* Set task
Reproduce the listing below word for word, with no pictures.

* Recorded data

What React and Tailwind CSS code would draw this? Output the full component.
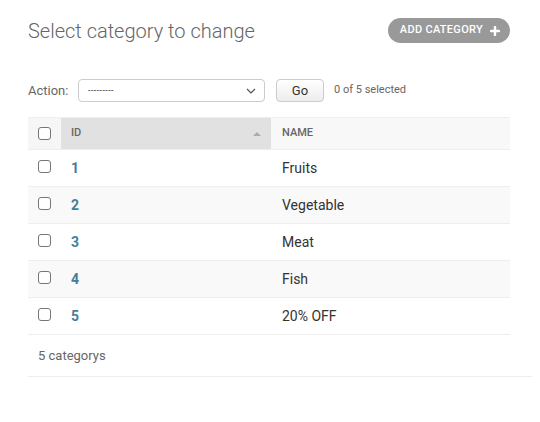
import React from 'react';

const rows = [
  { id: 1, name: 'Fruits' },
  { id: 2, name: 'Vegetable' },
  { id: 3, name: 'Meat' },
  { id: 4, name: 'Fish' },
  { id: 5, name: '20% OFF' },
];

function Box() {
  return <span className="block w-[13px] h-[13px] rounded-[3px] border border-[#767676] bg-white"></span>;
}

export default function App() {
  return (
    <div className="min-h-[422px] bg-white pl-[28px] pt-[18px] font-['Roboto',sans-serif] text-[#333]">
      <div className="flex items-center justify-between w-[482px] h-[25px]">
        <h1 className="text-[20px] font-light text-[#666] leading-none">Select category to change</h1>
        <button className="flex items-center gap-[7px] h-[25px] pl-[12px] pr-[10px] rounded-full bg-[#999] text-white text-[11px] font-medium tracking-[0.3px] uppercase">
          Add category
          <svg width="10" height="10" viewBox="0 0 10 10">
            <path d="M5 1v8M1 5h8" stroke="white" strokeWidth="2.4" strokeLinecap="round" />
          </svg>
        </button>
      </div>

      <div className="flex items-center mt-[36px] h-[23px] text-[13px]">
        <span className="text-[#666] w-[50px]">Action:</span>
        <div className="flex items-center justify-between w-[187px] h-[23px] pl-[9px] pr-[8px] border border-[#ccc] rounded-[4px] bg-white">
          <span className="text-[9px] text-[#333] tracking-[0.4px]">---------</span>
          <svg width="10" height="6" viewBox="0 0 10 6">
            <path d="M1 1l4 4 4-4" stroke="#555" strokeWidth="1.2" fill="none" />
          </svg>
        </div>
        <button className="ml-[11px] w-[48px] h-[23px] border border-[#ccc] rounded-[4px] bg-gradient-to-b from-white to-[#ededed] text-[13px] text-[#333]">Go</button>
        <span className="ml-[10px] text-[11px] text-[#666]">0 of 5 selected</span>
      </div>

      <div className="mt-[15px] w-[482px]">
        <div className="flex h-[33px] border-t border-b border-[#eee] text-[11px] font-medium uppercase text-[#666]">
          <div className="w-[33px] flex items-center justify-center bg-[#f6f6f6]"><Box /></div>
          <div className="w-[210px] flex items-center justify-between pl-[10px] pr-[10px] bg-[#e1e1e1]">
            <span>ID</span>
            <svg width="8" height="5" viewBox="0 0 8 5"><path d="M0 5L4 1 8 5z" fill="#aaa" /></svg>
          </div>
          <div className="flex-1 flex items-center pl-[11px] bg-[#f8f8f8]">Name</div>
        </div>
        {rows.map((r, i) => (
          <div key={r.id} className={`flex h-[37px] border-b border-[#eee] ${i % 2 === 1 ? 'bg-[#f9f9f9]' : 'bg-white'}`}>
            <div className="w-[33px] flex items-center justify-center pb-[3px]"><Box /></div>
            <div className="w-[210px] flex items-center pl-[10px] text-[14px] font-bold text-[#447e9b]">{r.id}</div>
            <div className="flex-1 flex items-center pl-[11px] text-[14px] text-[#333]">{r.name}</div>
          </div>
        ))}
      </div>
      <div className="w-[504px] h-[42px] flex items-center pl-[10px] border-b border-[#eee] text-[13px] text-[#666]">
        5 categorys
      </div>
    </div>
  );
}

* Answer in full
What React and Tailwind CSS code would draw this? Output the full component.
import React from 'react';

const rows = [
  { id: 1, name: 'Fruits' },
  { id: 2, name: 'Vegetable' },
  { id: 3, name: 'Meat' },
  { id: 4, name: 'Fish' },
  { id: 5, name: '20% OFF' },
];

function Box() {
  return <span className="block w-[13px] h-[13px] rounded-[3px] border border-[#767676] bg-white"></span>;
}

export default function App() {
  return (
    <div className="min-h-[422px] bg-white pl-[28px] pt-[18px] font-['Roboto',sans-serif] text-[#333]">
      <div className="flex items-center justify-between w-[482px] h-[25px]">
        <h1 className="text-[20px] font-light text-[#666] leading-none">Select category to change</h1>
        <button className="flex items-center gap-[7px] h-[25px] pl-[12px] pr-[10px] rounded-full bg-[#999] text-white text-[11px] font-medium tracking-[0.3px] uppercase">
          Add category
          <svg width="10" height="10" viewBox="0 0 10 10">
            <path d="M5 1v8M1 5h8" stroke="white" strokeWidth="2.4" strokeLinecap="round" />
          </svg>
        </button>
      </div>

      <div className="flex items-center mt-[36px] h-[23px] text-[13px]">
        <span className="text-[#666] w-[50px]">Action:</span>
        <div className="flex items-center justify-between w-[187px] h-[23px] pl-[9px] pr-[8px] border border-[#ccc] rounded-[4px] bg-white">
          <span className="text-[9px] text-[#333] tracking-[0.4px]">---------</span>
          <svg width="10" height="6" viewBox="0 0 10 6">
            <path d="M1 1l4 4 4-4" stroke="#555" strokeWidth="1.2" fill="none" />
          </svg>
        </div>
        <button className="ml-[11px] w-[48px] h-[23px] border border-[#ccc] rounded-[4px] bg-gradient-to-b from-white to-[#ededed] text-[13px] text-[#333]">Go</button>
        <span className="ml-[10px] text-[11px] text-[#666]">0 of 5 selected</span>
      </div>

      <div className="mt-[15px] w-[482px]">
        <div className="flex h-[33px] border-t border-b border-[#eee] text-[11px] font-medium uppercase text-[#666]">
          <div className="w-[33px] flex items-center justify-center bg-[#f6f6f6]"><Box /></div>
          <div className="w-[210px] flex items-center justify-between pl-[10px] pr-[10px] bg-[#e1e1e1]">
            <span>ID</span>
            <svg width="8" height="5" viewBox="0 0 8 5"><path d="M0 5L4 1 8 5z" fill="#aaa" /></svg>
          </div>
          <div className="flex-1 flex items-center pl-[11px] bg-[#f8f8f8]">Name</div>
        </div>
        {rows.map((r, i) => (
          <div key={r.id} className={`flex h-[37px] border-b border-[#eee] ${i % 2 === 1 ? 'bg-[#f9f9f9]' : 'bg-white'}`}>
            <div className="w-[33px] flex items-center justify-center pb-[3px]"><Box /></div>
            <div className="w-[210px] flex items-center pl-[10px] text-[14px] font-bold text-[#447e9b]">{r.id}</div>
            <div className="flex-1 flex items-center pl-[11px] text-[14px] text-[#333]">{r.name}</div>
          </div>
        ))}
      </div>
      <div className="w-[504px] h-[42px] flex items-center pl-[10px] border-b border-[#eee] text-[13px] text-[#666]">
        5 categorys
      </div>
    </div>
  );
}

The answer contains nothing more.